São escolhas legítimas, isso é certo, mas ainda assim, não será completamente descabido pensar que tais escolhas radicam numa certa sensação de alienação, no querer “SER”-se não pelo que se é, mas sim pelo que se adquire.

 

Para concretizar essas legítimas escolhas, ou bem que se é endinheirado, o que não é caso da larguíssima maioria das pessoas, ou bem que tem de se fazer sacrifícios e poupar. Seja poupar para pagar a pronto e em dinheiro vivo, seja poupar para pagar ao banco as prestações mensais. Não se sendo endinheirado, não há como não poupar, facto que nos leva a uma outra citação de Marx: “Quanto menos fores, quanto menos expressares a tua vida, tanto mais terás, tanto maior será a tua vida alienada e maior é a poupança feita pelo teu ser alienado.”

 

E o que dizia Marx acerca da educação?

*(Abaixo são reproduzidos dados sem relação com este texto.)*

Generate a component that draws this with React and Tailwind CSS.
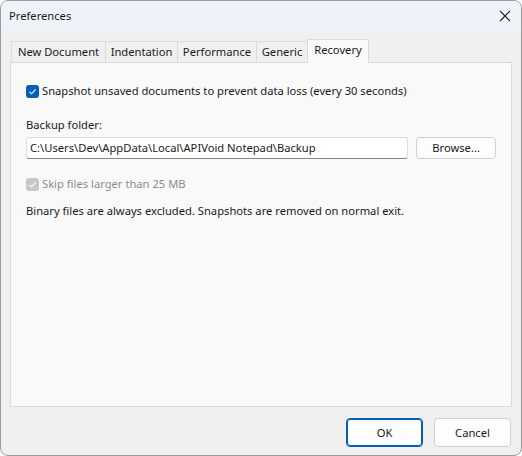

Na perspetiva marxista, são inúmeros os interesses políticos, sociais e económicos que coordenam toda a ação pedagógica para que educação seja um sinónimo de acomodação.

 

Como vos dissemos no início deste texto, nós não somos marxistas, mas gostamos de brincar ao marxismo. Assim sendo, terminamos como uma outra citação de Marx:

“….caçar de manhã, pescar à tarde, pastorear à noite, filosofar depois da refeição, e tudo isto a meu bel-prazer, sem por isso me tornar exclusivamente caçador, pescador ou filósofo.”